It’s noon on the first Tuesday of the month and many people might be asking, “What’s for lunch?” But for a group of Regions Bank associates, lunchtime means listening to speeches, evaluating speeches, and even speaking impromptu to such topics as “what would you do if you won $1,000,000,” or “if you were an animal, what would you be?” What these associates do mostly is encourage each other as members strive to reach their personal goals of communication and leadership. Many join to overcome their fear of public speaking. These associates are members of the Regions Evergreen Toastmasters Club.
Toastmasters International is a worldwide organization of community and corporate clubs designed to help people improve their communication and leadership skills. Since 1924, Toastmasters International has helped people from diverse backgrounds become more confident speakers, communicators and leaders.
“Toastmasters represents an excellent approach to developing leadership and communication skills,” noted Alan Register, Commercial Banking Regional Executive and Evergreen Toastmasters executive sponsor. “The program helps develop sharpness and confidence around message clarity, elevating the performance of the entire team.”
Regions Evergreen Club President Charles McCalley quickly discovered the value of the Toastmasters program when he attended an exploratory meeting a few years back.
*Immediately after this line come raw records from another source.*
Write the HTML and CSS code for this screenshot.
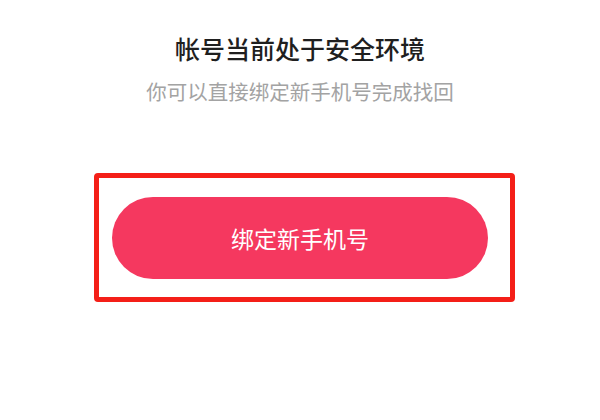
FILE: index.html
```html
<!DOCTYPE html>
<html lang="zh-CN">
<head>
<meta charset="utf-8">
<title>帐号当前处于安全环境</title>
<link rel="stylesheet" href="styles.css">
</head>
<body>
<main class="page">
  <h1 class="title">帐号当前处于安全环境</h1>
  <p class="subtitle">你可以直接绑定新手机号完成找回</p>
  <div class="highlight">
    <button class="bind-btn" type="button">绑定新手机号</button>
  </div>
</main>
</body>
</html>
```

FILE: styles.css
```css
html, body {
  margin: 0;
  padding: 0;
  background: #ffffff;
}

body {
  width: 600px;
  height: 420px;
  overflow: hidden;
  font-family: "Noto Sans CJK SC", "Noto Sans", sans-serif;
}

.page {
  display: flex;
  flex-direction: column;
  align-items: center;
  padding-top: 33px;
}

.title {
  margin: 0;
  font-size: 25px;
  line-height: 30px;
  font-weight: 500;
  color: #1f1f1f;
}

.subtitle {
  margin: 14px 0 0;
  font-size: 20.5px;
  line-height: 28px;
  font-weight: 400;
  color: #a3a3a3;
}

.highlight {
  align-self: flex-start;
  margin: 68px 0 0 94px;
  width: 398px;
  height: 100px;
  border: 5px solid #f41f18;
  border-radius: 4px;
  padding: 19px 0 0 13px;
  box-sizing: content-box;
}

.bind-btn {
  display: flex;
  align-items: center;
  justify-content: center;
  width: 376px;
  height: 82px;
  border: none;
  border-radius: 41px;
  background: #f5385f;
  color: #ffffff;
  font-family: "Noto Sans CJK SC", "Noto Sans", sans-serif;
  font-size: 23px;
  font-weight: 400;
  padding: 0;
}
```
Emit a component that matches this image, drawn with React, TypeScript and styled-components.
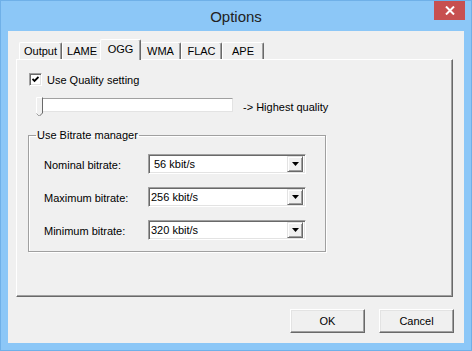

“It was about 10 minutes into the demonstration meeting held to form a Toastmasters Club at Regions Bank that I knew I was hooked. Public speaking and standing in front of an audience have always been somewhat of a fear for me and as I have learned, I am not alone! To have an opportunity to join an organization to continue to hone and polish those skills was a no-brainer for me.”
Quick public speaking tips for beginners:
- Request a mentor — an experienced Toastmaster — to help you with meeting roles and speeches.
- Use stories, examples and anecdotes to craft a speech.
- Don’t overwhelm your audience with too much information.
- Practice speaking. Practice often. Your audience is giving you their time and consideration, so rehearse enough to be confident you’ll leave a good impression.
- Begin and end every speech strongly.
- Be conversational. Avoid reading your speech word for word.
- Explore more tips on the Toastmasters’ website.
“At the age of 5, I had to see a speech therapist because I used to talk with my tongue on my teeth. During this four-year process it would cause me to have to speak much slower than my classmates learning how to pronounce all my words correctly. You cannot imagine how much I used to be picked on, talked about, and mocked as a child — especially when we had reading day where you would have to stand in front of class to read out loud. That experience followed me all the way into my adulthood where I had a complex about speaking out loud in general to a point that any time I would be in a group setting even among my peers, if I would say something it would be in a whisper for fear of my words not coming out correctly. In 2019 after logging into work, I saw an email inviting people downtown for a Toastmasters Open House. I joined that day, and I have not looked back since because as uncomfortable as I was speaking out loud, Toastmasters has given me the confidence to speak without whispering or fear of not pronouncing a word correctly.”
“My Toastmasters pathway ‘Presentation Mastery’ has helped me become more comfortable with creating presentations and speaking in front of peers and executives. I now receive compliments from people all over my organization on how well I speak and present on various topics. Thanks, Toastmasters!”